R8,000 is a meaningful budget in South Africa's PC market - enough to build or buy a capable workstation, but requiring careful component selection to get the right balance of performance for professional tasks. Whether you're editing video, running data pipelines, or working in CAD, the spec choices you make at this price point determine whether you have a capable tool or a frustrating bottleneck.
Quick Answer
For R8,000 in South Africa in 2026, you can build a workstation around a Ryzen 5 7600 or Core i5-13400F processor, 32GB DDR5 RAM, a 512GB NVMe SSD, and integrated graphics - or stretch to a modest dedicated GPU if you prioritise graphical workloads. Pre-built options at R8,000 exist but typically come with less RAM or storage than a self-built equivalent. This budget produces a genuinely capable productivity and light creative workstation.
🔧 What R8,000 Buys in a Self-Build Workstation
At R8,000 total system budget (excluding monitor, peripherals, and OS), component allocation typically looks like this in mid-2026: CPU - Ryzen 5 7600 or Core i5-13400F at R2,200–R2,800; motherboard - B650 or B760 at R1,800–R2,200; RAM - 32GB DDR5 at R1,400–R1,800; storage - 512GB NVMe SSD at R600–R900; case and PSU bundle or separate units at R1,200–R1,600. This leaves little room for a dedicated GPU, which means workloads dependent on GPU acceleration (video rendering, ML inference, 3D viewport) need to either run on integrated graphics (Ryzen 7000's integrated GPU is functional but limited) or require a budget reallocation. The full CPU range includes both Ryzen and Intel options well-suited to this budget.
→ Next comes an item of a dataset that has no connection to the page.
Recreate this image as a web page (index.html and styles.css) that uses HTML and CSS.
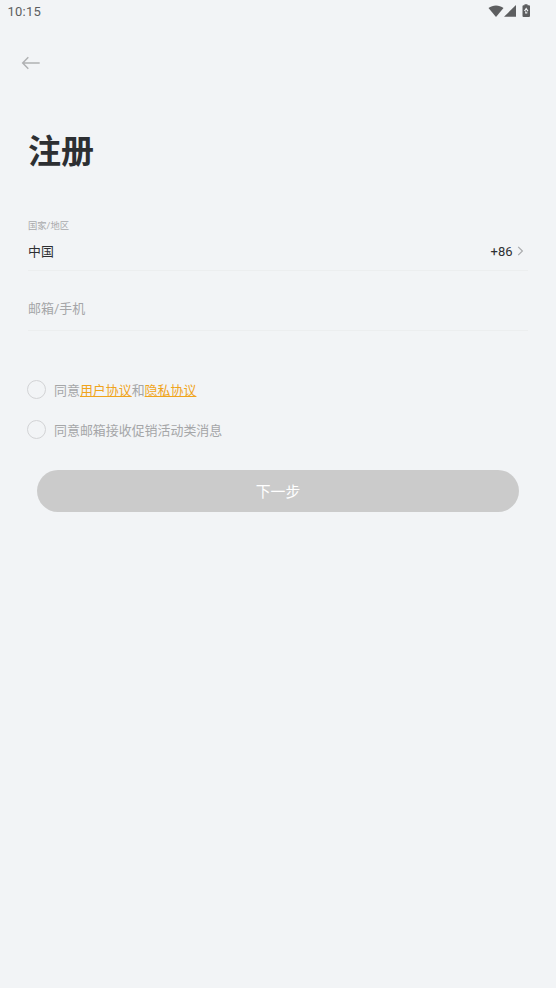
FILE: index.html
```html
<!DOCTYPE html>
<html lang="zh-CN">
<head>
<meta charset="utf-8">
<title>注册</title>
<link rel="stylesheet" href="styles.css">
</head>
<body>
<header class="status">
  <span class="time">10:15</span>
  <svg class="status-icons" width="44" height="16" viewBox="0 0 44 16" fill="#5d5e60">
    <path d="M.5 7.600C4.800 4.200 11.200 4.200 15.500 7.600L8 16.500Z" transform="translate(0 -.5)"/>
    <path d="M28 4V15.800H16Z"/>
    <path d="M36.500 4.200V3.300h3v.9h1.500q1 0 1 1V15q0 1-1 1h-5.500q-1 0-1-1V5.200q0-1 1-1Z"/>
    <path d="M38.200 6.400L35.900 10h1.200v2.600h2.200V10h1.200Z" fill="#f2f4f6"/>
    <path d="M37.600 9h1.200v2.200h-1.200Z"/>
  </svg>
</header>
<nav class="nav">
  <svg width="20" height="14" viewBox="0 0 20 14" fill="none" stroke="#b0b1b3" stroke-width="1.500"><path d="M7.300 1.300L1.700 7l5.600 5.700M1.700 7h17"/></svg>
</nav>
<main>
  <h1>注册</h1>
  <section class="region">
    <div class="label">国家/地区</div>
    <div class="row">
      <span>中国</span>
      <span class="code">+86<svg width="7" height="10" viewBox="0 0 7 10" fill="none" stroke="#aaabad" stroke-width="1.200"><path d="M1.200 .8L5.400 5 1.200 9.200"/></svg></span>
    </div>
  </section>
  <div class="account">邮箱/手机</div>
  <div class="agree"><i class="radio"></i><span>同意<a>用户协议</a>和<a>隐私协议</a></span></div>
  <div class="agree"><i class="radio"></i><span>同意邮箱接收促销活动类消息</span></div>
  <button class="next">下一步</button>
</main>
</body>
</html>
```
FILE: styles.css
```css
* { box-sizing: border-box; }
body {
  margin: 0;
  min-height: 988px;
  background: #f2f4f6;
  color: #2d2f32;
  font: 13px/20px Roboto, "Noto Sans CJK SC", sans-serif;
}
svg { display: block; }
.status {
  display: flex;
  justify-content: space-between;
  height: 24px;
  padding: 0 24px 0 7.500px;
}
.time {
  padding-top: 2px;
  color: #5d5e60;
  letter-spacing: .25px;
}
.status-icons { margin-top: 1px; }
.nav { height: 102px; padding: 32px 0 0 21px; }
main { padding: 0 28px; }
h1 {
  margin: 0;
  height: 92px;
  font-size: 33px;
  line-height: 52px;
  font-weight: 700;
}
.region { height: 53px; border-bottom: 1px solid #eceeef; }
.label {
  height: 24px;
  color: #a9aaac;
  font-size: 9.300px;
  line-height: 16px;
}
.row { display: flex; justify-content: space-between; }
.row > span:first-child { font-size: 12.900px; }
.code {
  display: flex;
  align-items: center;
  gap: 4.500px;
  padding-right: 4px;
}
.code svg { margin-bottom: 2px; }
.account {
  height: 60px;
  margin-bottom: 49px;
  padding-top: 28px;
  border-bottom: 1px solid #eceeef;
  color: #a5a6a8;
  font-size: 12.950px;
}
.agree {
  display: flex;
  align-items: flex-start;
  gap: 7px;
  height: 20px;
  margin-bottom: 20px;
  color: #a5a6a8;
  font-size: 12.950px;
}
.agree span { padding-top: 1px; }
.radio {
  width: 19px;
  height: 19px;
  margin-left: -1px;
  margin-right: 1px;
  border: 1px solid #d2d3d5;
  border-radius: 50%;
}
.agree a { color: #f0a41c; text-decoration: underline; }
.next {
  display: block;
  width: 482px;
  height: 42px;
  margin: 30px 0 0 9px;
  padding: 0;
  border: 0;
  border-radius: 21px;
  background: #cbcbcb;
  color: #fff;
  font: 14.800px/42px "Noto Sans CJK SC", sans-serif;
}
```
📊 Workload Suitability at R8,000
What this spec does well: office productivity, web-based tools, coding (Python, JavaScript, web development), document-heavy workflows, video conferencing, light data analysis in Excel or Python, and running multiple applications simultaneously. 32GB RAM is the key differentiator from a budget consumer PC - it allows large datasets, multiple browser tabs, and professional applications to coexist without paging to disk. What requires compromise: video editing is possible but export times will be slow without GPU acceleration; 3D rendering is CPU-only and significantly slower than a workstation with a dedicated GPU; gaming is limited to integrated graphics performance, which suits older or less demanding titles. For professional workflows where raw CPU throughput matters most - software development, data analysis, document processing - R8,000 builds a genuinely capable machine. Pairing it with a quality SSD rated for sustained write performance (important for video workflows) makes a noticeable difference in day-to-day responsiveness.
💡 Pre-Built vs DIY at This Price Point
Pre-built workstations at R8,000 from local retailers occasionally match or exceed DIY spec, particularly when promotional pricing reduces component margins. The advantage of pre-built at this budget is the warranty covering the entire system rather than individual components, and the convenience of a ready-to-use system. The disadvantage is that builders at this price point sometimes make unfavourable trade-offs - skimping on RAM (8GB or 16GB is common in R8,000 pre-builds) or using lower-quality PSUs to hit the price point. If you're comfortable with a basic PC build, DIY at R8,000 reliably delivers better specs than pre-built equivalents. If convenience and warranty coverage are priorities, checking current pre-built offerings and comparing specs against the DIY list above will quickly reveal which direction offers better value on any given day.
❓ FAQ
Q: Can I do video editing on an R8,000 workstation? A: Yes, but with limitations. CPU-based editing in DaVinci Resolve or Premiere Pro is functional, but export times will be slow without a dedicated GPU. Proxy workflows (editing lower-resolution proxies, then conforming for export) make this practical for regular video work.
Q: Is 32GB RAM important for a workstation at R8,000? A: It's one of the highest-impact decisions you can make at this budget. 32GB allows professional applications, large datasets, and multiple programs to run simultaneously without slowdown. 16GB is the minimum; 32GB is strongly recommended for workstation use.
Q: Should I build or buy pre-built at R8,000 in South Africa? A: Build if you're comfortable with basic PC assembly - you'll typically get better components for the money. Buy pre-built if you prioritise convenience and system-level warranty coverage, but inspect the RAM and storage specs carefully before committing.